If untreated or inadequately treated, the infection can cause severe migrating joint pain and swelling, most often in the knees, weeks or months later. In addition, several weeks, months or even years after an untreated infection, the bacterium can cause meningitis, temporary facial paralysis, numbness or weakness of the arms and legs, memory and concentration difficulties and changes in mood, personality or sleep habits. Some untreated patients develop temporary heart rhythm abnormalities, eye inflammation or hepatitis.
Antibiotics for early Lyme disease should be taken for at least two to three weeks. The treatments recommended by the Infectious Diseases Society of America include doxycycline for nonpregnant patients and children 9 and older, or amoxicillin for pregnant women and younger children. Other options include cefuroxime axetil (Ceftin) and erythromycin.
But these guidelines are controversial. They have been challenged by a nonprofit medical group, the International Lyme and Associated Diseases Society, which says they are inadequate to combat the infection in a significant number of patients, who go on to develop debilitating chronic symptoms.
In May, the Infectious Diseases Society agreed to review its guidelines as a result of an antitrust lawsuit by the Connecticut attorney general, Richard Blumenthal, who said some of the society’s experts had financial interests that could bias their judgment. (The society denied that accusation.)
Although I cannot state with authority which side is correct, I have encountered enough previously healthy people who have suffered for months or years after initial treatment to suggest that there is often more to this disease than “official” diagnostic and treatment guidelines suggest.
Pamela Weintraub, a senior editor at Discover magazine, has produced a thoroughly researched and well-written account of the disease’s controversial history in her new book Cure Unknown: Inside the Lyme Epidemic.
WASH THOROUGHLY
The Mayo doctors concluded that patients who developed arthritis related to Lyme disease should be treated for one to two months and that those with late or severe disease, including neurological and cardiac symptoms, required intravenous antibiotics. Although two studies, neither of which was long-term, found that repeated antibiotic treatment did not reverse the pain and altered cognition associated with Lyme disease, the experience of thousands of patients, including Bean, contradict these findings.
There are no vaccines to prevent Lyme disease; an early attempt was taken off the market in 2002 because of side effects and limited effectiveness.

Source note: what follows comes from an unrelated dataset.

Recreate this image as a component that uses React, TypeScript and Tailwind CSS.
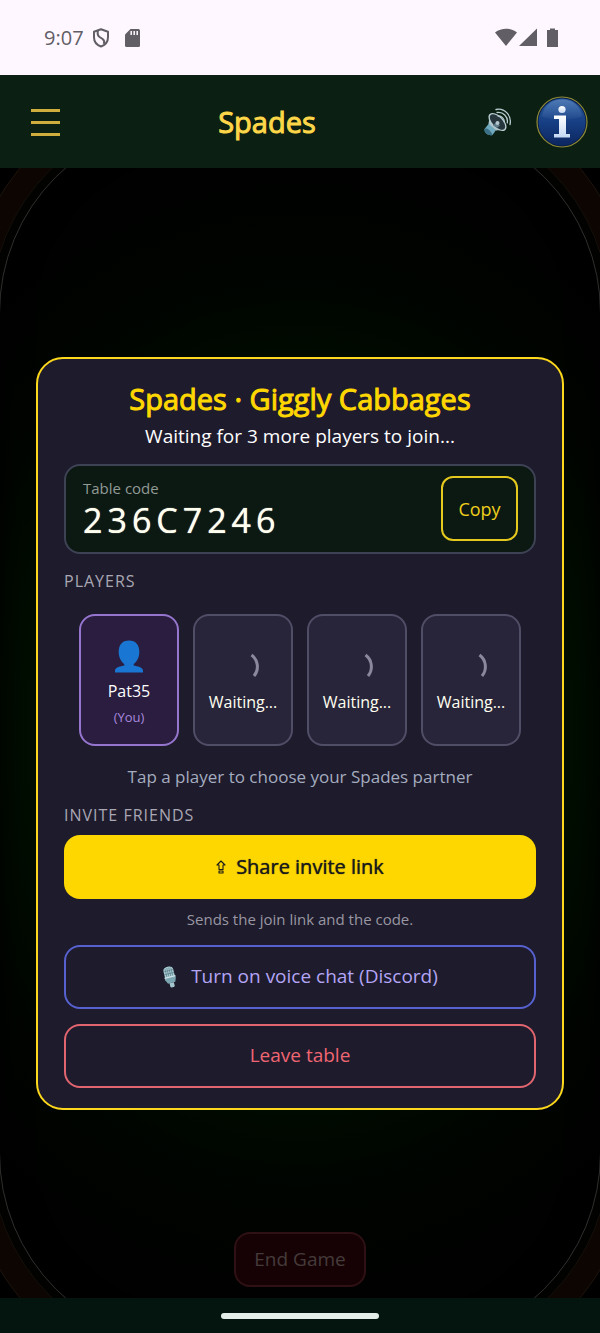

Those who will not or cannot avoid grassy and wooded areas should wear long sleeves and long pants with legs tucked into socks, and spray exposed skin and clothing with tick repellent containing 20 percent to 30 percent DEET. Repellents should not be used on children under 2.
Since the tick must usually feed for 24 hours to transmit significant amounts of bacteria, daily body checks and showering with a washcloth can help prevent infection. Clothing should be washed and dried in a dryer. Additional preventive actions are described in Beating Lyme.
If a tick is attached to skin, it should be removed with tweezers, not fingers. Press into the skin, grasp the front of the tick’s head and pull at right angles to the skin. Place the tick in a sealed plastic bag for later identification. Then wash the area and your hands thoroughly.